— BEGIN Data shown —

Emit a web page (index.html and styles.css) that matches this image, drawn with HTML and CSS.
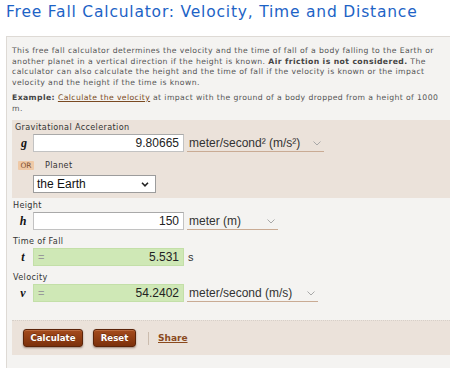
FILE: index.html
```html
<!DOCTYPE html>
<html lang="en">
<head>
<meta charset="utf-8">
<title>Free Fall Calculator</title>
<link rel="stylesheet" href="styles.css">
</head>
<body>
<h1 class="title">Free Fall Calculator: Velocity, Time and Distance</h1>
<div class="box">
  <p class="intro">This free fall calculator determines the velocity and the time of fall of a body falling to the Earth or another planet in a vertical direction if the height is known. <b>Air friction is not considered.</b> The calculator can also calculate the height and the time of fall if the velocity is known or the impact velocity and the height if the time is known.</p>
  <p class="intro example"><b>Example:</b> <a href="#">Calculate the velocity</a> at impact with the ground of a body dropped from a height of 1000 m.</p>

  <div class="panel">
    <div class="label">Gravitational Acceleration</div>
    <div class="row">
      <span class="var">g</span>
      <span class="field">9.80665</span>
      <span class="unit unit-g">meter/second² (m/s²)<svg class="chev" viewBox="0 0 8 5" width="8" height="5"><path d="M0.5 0.5 L4 4 L7.5 0.5" fill="none" stroke="#a8a8a8" stroke-width="1"/></svg></span>
    </div>
    <div class="or-row">
      <span class="or">OR</span>
      <span class="planet-label">Planet</span>
    </div>
    <div class="row">
      <span class="var"></span>
      <span class="planet">the Earth<svg class="chev-dark" viewBox="0 0 8 5" width="8" height="5"><path d="M1 0.8 L4 3.8 L7 0.8" fill="none" stroke="#222" stroke-width="1.6"/></svg></span>
    </div>
  </div>

  <div class="group">
    <div class="label">Height</div>
    <div class="row">
      <span class="var">h</span>
      <span class="field">150</span>
      <span class="unit unit-h">meter (m)<svg class="chev" viewBox="0 0 8 5" width="8" height="5"><path d="M0.5 0.5 L4 4 L7.5 0.5" fill="none" stroke="#a8a8a8" stroke-width="1"/></svg></span>
    </div>
    <div class="label">Time of Fall</div>
    <div class="row">
      <span class="var">t</span>
      <span class="field result"><span class="eq">=</span>5.531</span>
      <span class="plain-unit">s</span>
    </div>
    <div class="label">Velocity</div>
    <div class="row">
      <span class="var">v</span>
      <span class="field result"><span class="eq">=</span>54.2402</span>
      <span class="unit unit-v">meter/second (m/s)<svg class="chev" viewBox="0 0 8 5" width="8" height="5"><path d="M0.5 0.5 L4 4 L7.5 0.5" fill="none" stroke="#a8a8a8" stroke-width="1"/></svg></span>
    </div>
  </div>

  <div class="actions">
    <button class="btn btn-calc">Calculate</button>
    <button class="btn btn-reset">Reset</button>
    <span class="sep"></span>
    <a class="share" href="#">Share</a>
  </div>
</div>
</body>
</html>
```
FILE: styles.css
```css
html, body {
  margin: 0;
  padding: 0;
  background: #fff;
  overflow: hidden;
}
body {
  width: 450px;
  height: 368px;
  font-family: "DejaVu Sans", Verdana, sans-serif;
}
.title {
  margin: 0;
  padding: 1px 0 0 6px;
  height: 36px;
  box-sizing: border-box;
  font-size: 15.5px;
  letter-spacing: 0.8px;
  line-height: 22px;
  font-weight: normal;
  color: #1d63c6;
  white-space: nowrap;
}
.box {
  margin-left: 6px;
  margin-right: -20px;
  border: 1px solid #dedad5;
  border-right: none;
  background: #f4f3f1;
  padding: 9px 0 30px 5px;
}
.intro {
  margin: 0 30px 0 0;
  font-size: 7.7px;
  letter-spacing: 0.4px;
  line-height: 10.5px;
  color: #555;
}
.intro b { color: #444; }
.example {
  margin-top: 5px;
  margin-bottom: 6px;
}
.example a {
  color: #7a4a22;
  text-decoration: underline;
}
.panel {
  background: #ebe2da;
  padding: 2px 0 5px 3px;
}
.label {
  font-size: 8.1px;
  letter-spacing: 0.35px;
  line-height: 10px;
  color: #333;
  height: 10px;
}
.row {
  display: flex;
  align-items: center;
  margin-top: 2px;
  height: 18px;
}
.var {
  width: 20px;
  flex: none;
  text-align: center;
  font-family: "Liberation Serif", "Times New Roman", serif;
  font-weight: bold;
  font-style: italic;
  font-size: 12px;
  color: #111;
}
.panel .var { width: 18px; }
.field {
  box-sizing: border-box;
  width: 151px;
  height: 18px;
  flex: none;
  display: flex;
  align-items: center;
  justify-content: flex-end;
  padding: 0 4px;
  background: #fff;
  border: 1px solid #c2c2c2;
  border-top-color: #a9a9a9;
  font-family: "Liberation Sans", Arial, sans-serif;
  font-size: 12px;
  color: #222;
}
.field.result {
  background: #cfe8b6;
  border-color: #c3dfa8;
  justify-content: space-between;
}
.eq {
  color: #999;
  font-size: 11px;
}
.unit {
  box-sizing: border-box;
  margin-left: 3px;
  height: 18px;
  display: flex;
  align-items: center;
  justify-content: space-between;
  padding: 0 3px 0 2px;
  border-bottom: 1px solid #c9ab94;
  font-family: "Liberation Sans", Arial, sans-serif;
  font-size: 12px;
  color: #333;
}
.unit-g { width: 137px; }
.unit-h { width: 91px; }
.unit-v { width: 131px; }
.chev { flex: none; margin-top: 2px; }
.plain-unit {
  margin-left: 4px;
  font-family: "Liberation Sans", Arial, sans-serif;
  font-size: 11px;
  color: #333;
}
.or-row {
  display: flex;
  align-items: center;
  height: 12px;
  margin-top: 7px;
  padding-left: 3px;
}
.or {
  background: #efc9a6;
  color: #7f5030;
  font-size: 7.5px;
  line-height: 9px;
  padding: 0 1px;
  width: 16px;
  box-sizing: border-box;
  text-align: center;
  border-radius: 1px;
}
.planet-label {
  margin-left: 11px;
  font-size: 8.1px;
  letter-spacing: 0.35px;
  color: #333;
}
.panel .row + .or-row + .row { margin-top: 4px; }
.planet {
  box-sizing: border-box;
  width: 123px;
  height: 18px;
  display: flex;
  align-items: center;
  justify-content: space-between;
  padding: 0 6px 0 3px;
  background: #fff;
  border: 1px solid #9c9c9c;
  font-family: "Liberation Sans", Arial, sans-serif;
  font-size: 12px;
  color: #111;
}
.group {
  padding-top: 2px;
  padding-left: 1px;
}
.group .label { margin-top: 6px; }
.group .label:first-child { margin-top: 0; }
.actions {
  margin-top: 18px;
  border-top: 1px dotted #d6cfc8;
  background: #ebe2da;
  height: 35px;
  box-sizing: border-box;
  display: flex;
  align-items: center;
  padding-left: 11px;
}
.btn {
  font-family: "DejaVu Sans", Verdana, sans-serif;
  font-weight: bold;
  font-size: 8.6px;
  color: #fff;
  height: 18px;
  border: 1px solid #5b2409;
  border-radius: 3px;
  background: linear-gradient(#a54b1c, #7c300b);
  box-shadow: 0 1px 2px rgba(60, 20, 0, 0.45), inset 0 1px 0 rgba(255, 200, 160, 0.25);
  padding: 0;
  text-shadow: 0 -1px 0 rgba(0,0,0,0.3);
}
.btn-calc { width: 60px; }
.btn-reset { width: 43px; margin-left: 10px; }
.sep {
  width: 1px;
  height: 13px;
  background: #cbbcae;
  margin-left: 12px;
}
.share {
  margin-left: 9px;
  font-family: "DejaVu Sans", Verdana, sans-serif;
  font-weight: bold;
  font-size: 9px;
  color: #8a4a1e;
  text-decoration: underline;
}
```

— END Data shown —

● Request
Repeat the listing above exactly, with no pictures.

● Task solution
Emit a web page (index.html and styles.css) that matches this image, drawn with HTML and CSS.
FILE: index.html
```html
<!DOCTYPE html>
<html lang="en">
<head>
<meta charset="utf-8">
<title>Free Fall Calculator</title>
<link rel="stylesheet" href="styles.css">
</head>
<body>
<h1 class="title">Free Fall Calculator: Velocity, Time and Distance</h1>
<div class="box">
  <p class="intro">This free fall calculator determines the velocity and the time of fall of a body falling to the Earth or another planet in a vertical direction if the height is known. <b>Air friction is not considered.</b> The calculator can also calculate the height and the time of fall if the velocity is known or the impact velocity and the height if the time is known.</p>
  <p class="intro example"><b>Example:</b> <a href="#">Calculate the velocity</a> at impact with the ground of a body dropped from a height of 1000 m.</p>

  <div class="panel">
    <div class="label">Gravitational Acceleration</div>
    <div class="row">
      <span class="var">g</span>
      <span class="field">9.80665</span>
      <span class="unit unit-g">meter/second² (m/s²)<svg class="chev" viewBox="0 0 8 5" width="8" height="5"><path d="M0.5 0.5 L4 4 L7.5 0.5" fill="none" stroke="#a8a8a8" stroke-width="1"/></svg></span>
    </div>
    <div class="or-row">
      <span class="or">OR</span>
      <span class="planet-label">Planet</span>
    </div>
    <div class="row">
      <span class="var"></span>
      <span class="planet">the Earth<svg class="chev-dark" viewBox="0 0 8 5" width="8" height="5"><path d="M1 0.8 L4 3.8 L7 0.8" fill="none" stroke="#222" stroke-width="1.6"/></svg></span>
    </div>
  </div>

  <div class="group">
    <div class="label">Height</div>
    <div class="row">
      <span class="var">h</span>
      <span class="field">150</span>
      <span class="unit unit-h">meter (m)<svg class="chev" viewBox="0 0 8 5" width="8" height="5"><path d="M0.5 0.5 L4 4 L7.5 0.5" fill="none" stroke="#a8a8a8" stroke-width="1"/></svg></span>
    </div>
    <div class="label">Time of Fall</div>
    <div class="row">
      <span class="var">t</span>
      <span class="field result"><span class="eq">=</span>5.531</span>
      <span class="plain-unit">s</span>
    </div>
    <div class="label">Velocity</div>
    <div class="row">
      <span class="var">v</span>
      <span class="field result"><span class="eq">=</span>54.2402</span>
      <span class="unit unit-v">meter/second (m/s)<svg class="chev" viewBox="0 0 8 5" width="8" height="5"><path d="M0.5 0.5 L4 4 L7.5 0.5" fill="none" stroke="#a8a8a8" stroke-width="1"/></svg></span>
    </div>
  </div>

  <div class="actions">
    <button class="btn btn-calc">Calculate</button>
    <button class="btn btn-reset">Reset</button>
    <span class="sep"></span>
    <a class="share" href="#">Share</a>
  </div>
</div>
</body>
</html>
```
FILE: styles.css
```css
html, body {
  margin: 0;
  padding: 0;
  background: #fff;
  overflow: hidden;
}
body {
  width: 450px;
  height: 368px;
  font-family: "DejaVu Sans", Verdana, sans-serif;
}
.title {
  margin: 0;
  padding: 1px 0 0 6px;
  height: 36px;
  box-sizing: border-box;
  font-size: 15.5px;
  letter-spacing: 0.8px;
  line-height: 22px;
  font-weight: normal;
  color: #1d63c6;
  white-space: nowrap;
}
.box {
  margin-left: 6px;
  margin-right: -20px;
  border: 1px solid #dedad5;
  border-right: none;
  background: #f4f3f1;
  padding: 9px 0 30px 5px;
}
.intro {
  margin: 0 30px 0 0;
  font-size: 7.7px;
  letter-spacing: 0.4px;
  line-height: 10.5px;
  color: #555;
}
.intro b { color: #444; }
.example {
  margin-top: 5px;
  margin-bottom: 6px;
}
.example a {
  color: #7a4a22;
  text-decoration: underline;
}
.panel {
  background: #ebe2da;
  padding: 2px 0 5px 3px;
}
.label {
  font-size: 8.1px;
  letter-spacing: 0.35px;
  line-height: 10px;
  color: #333;
  height: 10px;
}
.row {
  display: flex;
  align-items: center;
  margin-top: 2px;
  height: 18px;
}
.var {
  width: 20px;
  flex: none;
  text-align: center;
  font-family: "Liberation Serif", "Times New Roman", serif;
  font-weight: bold;
  font-style: italic;
  font-size: 12px;
  color: #111;
}
.panel .var { width: 18px; }
.field {
  box-sizing: border-box;
  width: 151px;
  height: 18px;
  flex: none;
  display: flex;
  align-items: center;
  justify-content: flex-end;
  padding: 0 4px;
  background: #fff;
  border: 1px solid #c2c2c2;
  border-top-color: #a9a9a9;
  font-family: "Liberation Sans", Arial, sans-serif;
  font-size: 12px;
  color: #222;
}
.field.result {
  background: #cfe8b6;
  border-color: #c3dfa8;
  justify-content: space-between;
}
.eq {
  color: #999;
  font-size: 11px;
}
.unit {
  box-sizing: border-box;
  margin-left: 3px;
  height: 18px;
  display: flex;
  align-items: center;
  justify-content: space-between;
  padding: 0 3px 0 2px;
  border-bottom: 1px solid #c9ab94;
  font-family: "Liberation Sans", Arial, sans-serif;
  font-size: 12px;
  color: #333;
}
.unit-g { width: 137px; }
.unit-h { width: 91px; }
.unit-v { width: 131px; }
.chev { flex: none; margin-top: 2px; }
.plain-unit {
  margin-left: 4px;
  font-family: "Liberation Sans", Arial, sans-serif;
  font-size: 11px;
  color: #333;
}
.or-row {
  display: flex;
  align-items: center;
  height: 12px;
  margin-top: 7px;
  padding-left: 3px;
}
.or {
  background: #efc9a6;
  color: #7f5030;
  font-size: 7.5px;
  line-height: 9px;
  padding: 0 1px;
  width: 16px;
  box-sizing: border-box;
  text-align: center;
  border-radius: 1px;
}
.planet-label {
  margin-left: 11px;
  font-size: 8.1px;
  letter-spacing: 0.35px;
  color: #333;
}
.panel .row + .or-row + .row { margin-top: 4px; }
.planet {
  box-sizing: border-box;
  width: 123px;
  height: 18px;
  display: flex;
  align-items: center;
  justify-content: space-between;
  padding: 0 6px 0 3px;
  background: #fff;
  border: 1px solid #9c9c9c;
  font-family: "Liberation Sans", Arial, sans-serif;
  font-size: 12px;
  color: #111;
}
.group {
  padding-top: 2px;
  padding-left: 1px;
}
.group .label { margin-top: 6px; }
.group .label:first-child { margin-top: 0; }
.actions {
  margin-top: 18px;
  border-top: 1px dotted #d6cfc8;
  background: #ebe2da;
  height: 35px;
  box-sizing: border-box;
  display: flex;
  align-items: center;
  padding-left: 11px;
}
.btn {
  font-family: "DejaVu Sans", Verdana, sans-serif;
  font-weight: bold;
  font-size: 8.6px;
  color: #fff;
  height: 18px;
  border: 1px solid #5b2409;
  border-radius: 3px;
  background: linear-gradient(#a54b1c, #7c300b);
  box-shadow: 0 1px 2px rgba(60, 20, 0, 0.45), inset 0 1px 0 rgba(255, 200, 160, 0.25);
  padding: 0;
  text-shadow: 0 -1px 0 rgba(0,0,0,0.3);
}
.btn-calc { width: 60px; }
.btn-reset { width: 43px; margin-left: 10px; }
.sep {
  width: 1px;
  height: 13px;
  background: #cbbcae;
  margin-left: 12px;
}
.share {
  margin-left: 9px;
  font-family: "DejaVu Sans", Verdana, sans-serif;
  font-weight: bold;
  font-size: 9px;
  color: #8a4a1e;
  text-decoration: underline;
}
```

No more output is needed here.